## Problem to work on
Set down each line of the data below exactly as it stands, dropping the pictures.

------------------------------------------------

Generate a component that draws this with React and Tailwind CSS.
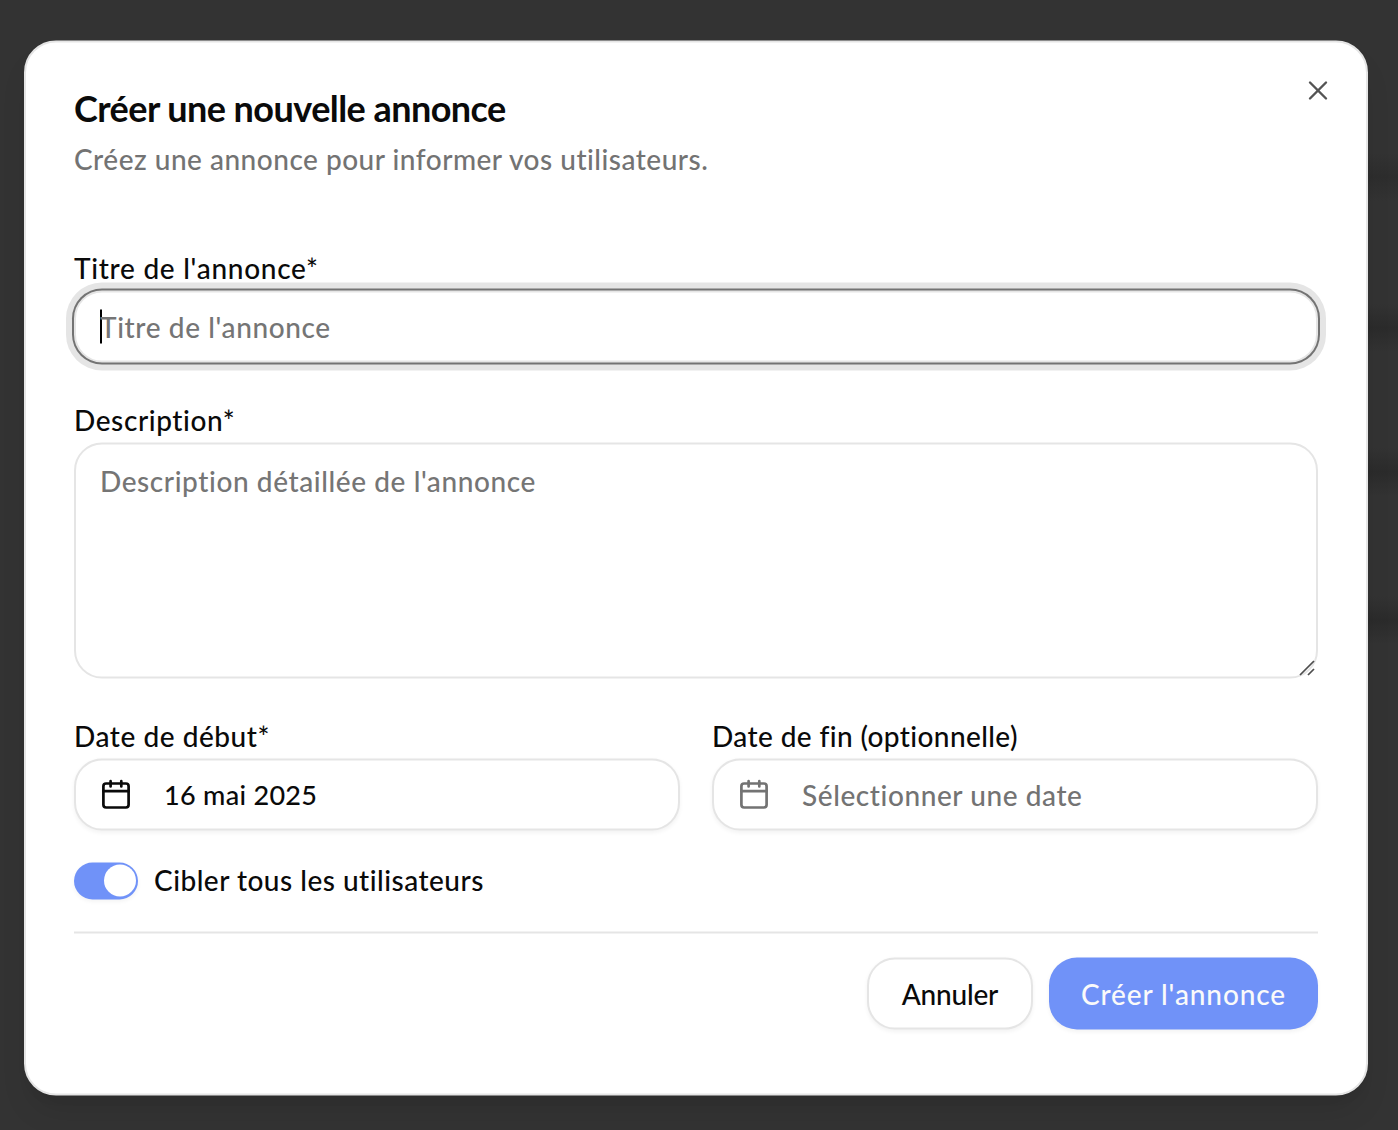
import { X } from "lucide-react";

function CalendarIcon({ className = "" }) {
  return (
    <svg
      viewBox="0 0 32 32"
      className={`size-8 shrink-0 ${className}`}
      fill="none"
      stroke="currentColor"
      strokeWidth="2.7"
      strokeLinecap="round"
      strokeLinejoin="round"
    >
      <rect x="3.4" y="5" width="25.2" height="24" rx="2.7" />
      <path d="M3.4 12.6h25.2M10.6 2.7v5.2M21.3 2.7v5.2" />
    </svg>
  );
}

function Label({ children, className }) {
  return <label className={`block h-7 whitespace-nowrap leading-[26px] ${className}`}>{children}</label>;
}

function DateButton({ children, className = "" }) {
  return (
    <button
      type="button"
      className={`mt-2 flex h-[72px] w-full items-center whitespace-nowrap rounded-[28px] border-2 border-[#e5e5e5] bg-white pl-6 text-left shadow-[0_2px_4px_rgba(0,0,0,0.05)] ${className}`}
    >
      {children}
    </button>
  );
}

function Backdrop() {
  return (
    <div className="absolute inset-y-0 right-0 w-[30px] overflow-hidden">
      <div className="mt-[153px] h-12 bg-[linear-gradient(#333333,#2d2d2d,#333333)]" />
      <div className="mt-[103px] h-12 bg-[linear-gradient(#333333,#2b2b2b,#333333)]" />
      <div className="mt-[96px] h-12 bg-[linear-gradient(#333333,#2b2b2b,#333333)]" />
      <div className="mt-[100px] h-12 bg-[linear-gradient(#333333,#2b2b2b,#333333)]" />
    </div>
  );
}

export default function App() {
  return (
    <main className="relative h-[1130px] w-[1398px] overflow-hidden bg-[#333333] pl-6 pt-10 font-['Lato','Liberation_Sans',sans-serif] text-[28px] font-medium text-[#0a0a0a]">
      <Backdrop />
      <section
        role="dialog"
        className="relative h-[1055px] w-[1344px] translate-y-[0.5px] rounded-[32px] border-2 border-[#e5e5e5] bg-white p-12 shadow-[0_20px_30px_-6px_rgba(0,0,0,0.1),0_8px_12px_-8px_rgba(0,0,0,0.1)]"
      >
        <button type="button" aria-label="Fermer" className="absolute right-8 top-8 text-[#545454]">
          <X className="size-8" strokeWidth={1.8} />
        </button>

        <header>
          <h2 className="h-9 whitespace-nowrap text-[36px] font-bold leading-[34px] tracking-[-0.55px]">
            Créer une nouvelle annonce
          </h2>
          <p className="mt-3 h-10 whitespace-nowrap leading-10 tracking-[0.5px] text-[#737373]">
            Créez une annonce pour informer vos utilisateurs.
          </p>
        </header>

        <form className="mt-[76px]">
          <div>
            <Label className="tracking-[0.72px]">Titre de l'annonce*</Label>
            <div className="mt-2 flex h-[72px] items-center rounded-[28px] border-2 border-[#e5e5e5] bg-white px-6 text-[#757575] shadow-[0_0_0_2px_#737373,0_0_0_8px_#e5e5e5]">
              <span className="-mr-0.5 h-[34px] w-0.5 bg-black" />
              <span className="whitespace-nowrap tracking-[0.62px]">Titre de l'annonce</span>
            </div>
          </div>

          <div className="mt-11">
            <Label className="tracking-[0.6px]">Description*</Label>
            <div className="relative mt-2 h-[236px] rounded-[28px] border-2 border-[#e5e5e5] px-6 py-4 leading-10 tracking-[0.59px] text-[#757575]">
              Description détaillée de l'annonce
              <svg
                viewBox="0 0 18 18"
                className="absolute bottom-0 right-0 size-[18px] text-[#4d4d4d]"
                fill="none"
                stroke="currentColor"
                strokeWidth="1.7"
              >
                <path d="M2 16.5L16 2.5" />
                <path d="M10 16.5l6-6" />
              </svg>
            </div>
          </div>

          <div className="mt-11 grid grid-cols-2 gap-8">
            <div>
              <Label className="tracking-[0.54px]">Date de début*</Label>
              <DateButton>
                <CalendarIcon />
                <span className="ml-8 text-[27px] tracking-[0.3px]">16 mai 2025</span>
              </DateButton>
            </div>
            <div>
              <Label className="tracking-[0.39px]">Date de fin (optionnelle)</Label>
              <DateButton className="text-[#737373]">
                <CalendarIcon />
                <span className="ml-8 tracking-[0.58px]">Sélectionner une date</span>
              </DateButton>
            </div>
          </div>

          <div className="mt-8 flex h-[37px] items-center">
            <span
              role="switch"
              aria-checked="true"
              className="flex h-[37px] w-16 items-start justify-end rounded-full bg-[#7092f8] pr-0.5 pt-0.5 shadow-[0_2px_4px_rgba(0,0,0,0.05)]"
            >
              <span className="size-8 rounded-full bg-white" />
            </span>
            <span className="ml-4 h-[37px] whitespace-nowrap leading-[35px] tracking-[0.49px]">
              Cibler tous les utilisateurs
            </span>
          </div>

          <footer className="mt-8 flex justify-end gap-4 border-t-2 border-[#e5e5e5] pt-6">
            <button
              type="button"
              className="h-[72px] w-[166px] whitespace-nowrap rounded-[28px] border-2 border-[#e5e5e5] bg-white tracking-[-0.2px] shadow-[0_2px_4px_rgba(0,0,0,0.05)]"
            >
              Annuler
            </button>
            <button
              type="button"
              className="h-[72px] w-[269px] whitespace-nowrap rounded-[28px] bg-[#7092f8] tracking-[0.9px] text-[#fafafa] shadow-[0_2px_4px_rgba(0,0,0,0.05)]"
            >
              Créer l'annonce
            </button>
          </footer>
        </form>
      </section>
    </main>
  );
}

------------------------------------------------

## Complete response
Generate a component that draws this with React and Tailwind CSS.
import { X } from "lucide-react";

function CalendarIcon({ className = "" }) {
  return (
    <svg
      viewBox="0 0 32 32"
      className={`size-8 shrink-0 ${className}`}
      fill="none"
      stroke="currentColor"
      strokeWidth="2.7"
      strokeLinecap="round"
      strokeLinejoin="round"
    >
      <rect x="3.4" y="5" width="25.2" height="24" rx="2.7" />
      <path d="M3.4 12.6h25.2M10.6 2.7v5.2M21.3 2.7v5.2" />
    </svg>
  );
}

function Label({ children, className }) {
  return <label className={`block h-7 whitespace-nowrap leading-[26px] ${className}`}>{children}</label>;
}

function DateButton({ children, className = "" }) {
  return (
    <button
      type="button"
      className={`mt-2 flex h-[72px] w-full items-center whitespace-nowrap rounded-[28px] border-2 border-[#e5e5e5] bg-white pl-6 text-left shadow-[0_2px_4px_rgba(0,0,0,0.05)] ${className}`}
    >
      {children}
    </button>
  );
}

function Backdrop() {
  return (
    <div className="absolute inset-y-0 right-0 w-[30px] overflow-hidden">
      <div className="mt-[153px] h-12 bg-[linear-gradient(#333333,#2d2d2d,#333333)]" />
      <div className="mt-[103px] h-12 bg-[linear-gradient(#333333,#2b2b2b,#333333)]" />
      <div className="mt-[96px] h-12 bg-[linear-gradient(#333333,#2b2b2b,#333333)]" />
      <div className="mt-[100px] h-12 bg-[linear-gradient(#333333,#2b2b2b,#333333)]" />
    </div>
  );
}

export default function App() {
  return (
    <main className="relative h-[1130px] w-[1398px] overflow-hidden bg-[#333333] pl-6 pt-10 font-['Lato','Liberation_Sans',sans-serif] text-[28px] font-medium text-[#0a0a0a]">
      <Backdrop />
      <section
        role="dialog"
        className="relative h-[1055px] w-[1344px] translate-y-[0.5px] rounded-[32px] border-2 border-[#e5e5e5] bg-white p-12 shadow-[0_20px_30px_-6px_rgba(0,0,0,0.1),0_8px_12px_-8px_rgba(0,0,0,0.1)]"
      >
        <button type="button" aria-label="Fermer" className="absolute right-8 top-8 text-[#545454]">
          <X className="size-8" strokeWidth={1.8} />
        </button>

        <header>
          <h2 className="h-9 whitespace-nowrap text-[36px] font-bold leading-[34px] tracking-[-0.55px]">
            Créer une nouvelle annonce
          </h2>
          <p className="mt-3 h-10 whitespace-nowrap leading-10 tracking-[0.5px] text-[#737373]">
            Créez une annonce pour informer vos utilisateurs.
          </p>
        </header>

        <form className="mt-[76px]">
          <div>
            <Label className="tracking-[0.72px]">Titre de l'annonce*</Label>
            <div className="mt-2 flex h-[72px] items-center rounded-[28px] border-2 border-[#e5e5e5] bg-white px-6 text-[#757575] shadow-[0_0_0_2px_#737373,0_0_0_8px_#e5e5e5]">
              <span className="-mr-0.5 h-[34px] w-0.5 bg-black" />
              <span className="whitespace-nowrap tracking-[0.62px]">Titre de l'annonce</span>
            </div>
          </div>

          <div className="mt-11">
            <Label className="tracking-[0.6px]">Description*</Label>
            <div className="relative mt-2 h-[236px] rounded-[28px] border-2 border-[#e5e5e5] px-6 py-4 leading-10 tracking-[0.59px] text-[#757575]">
              Description détaillée de l'annonce
              <svg
                viewBox="0 0 18 18"
                className="absolute bottom-0 right-0 size-[18px] text-[#4d4d4d]"
                fill="none"
                stroke="currentColor"
                strokeWidth="1.7"
              >
                <path d="M2 16.5L16 2.5" />
                <path d="M10 16.5l6-6" />
              </svg>
            </div>
          </div>

          <div className="mt-11 grid grid-cols-2 gap-8">
            <div>
              <Label className="tracking-[0.54px]">Date de début*</Label>
              <DateButton>
                <CalendarIcon />
                <span className="ml-8 text-[27px] tracking-[0.3px]">16 mai 2025</span>
              </DateButton>
            </div>
            <div>
              <Label className="tracking-[0.39px]">Date de fin (optionnelle)</Label>
              <DateButton className="text-[#737373]">
                <CalendarIcon />
                <span className="ml-8 tracking-[0.58px]">Sélectionner une date</span>
              </DateButton>
            </div>
          </div>

          <div className="mt-8 flex h-[37px] items-center">
            <span
              role="switch"
              aria-checked="true"
              className="flex h-[37px] w-16 items-start justify-end rounded-full bg-[#7092f8] pr-0.5 pt-0.5 shadow-[0_2px_4px_rgba(0,0,0,0.05)]"
            >
              <span className="size-8 rounded-full bg-white" />
            </span>
            <span className="ml-4 h-[37px] whitespace-nowrap leading-[35px] tracking-[0.49px]">
              Cibler tous les utilisateurs
            </span>
          </div>

          <footer className="mt-8 flex justify-end gap-4 border-t-2 border-[#e5e5e5] pt-6">
            <button
              type="button"
              className="h-[72px] w-[166px] whitespace-nowrap rounded-[28px] border-2 border-[#e5e5e5] bg-white tracking-[-0.2px] shadow-[0_2px_4px_rgba(0,0,0,0.05)]"
            >
              Annuler
            </button>
            <button
              type="button"
              className="h-[72px] w-[269px] whitespace-nowrap rounded-[28px] bg-[#7092f8] tracking-[0.9px] text-[#fafafa] shadow-[0_2px_4px_rgba(0,0,0,0.05)]"
            >
              Créer l'annonce
            </button>
          </footer>
        </form>
      </section>
    </main>
  );
}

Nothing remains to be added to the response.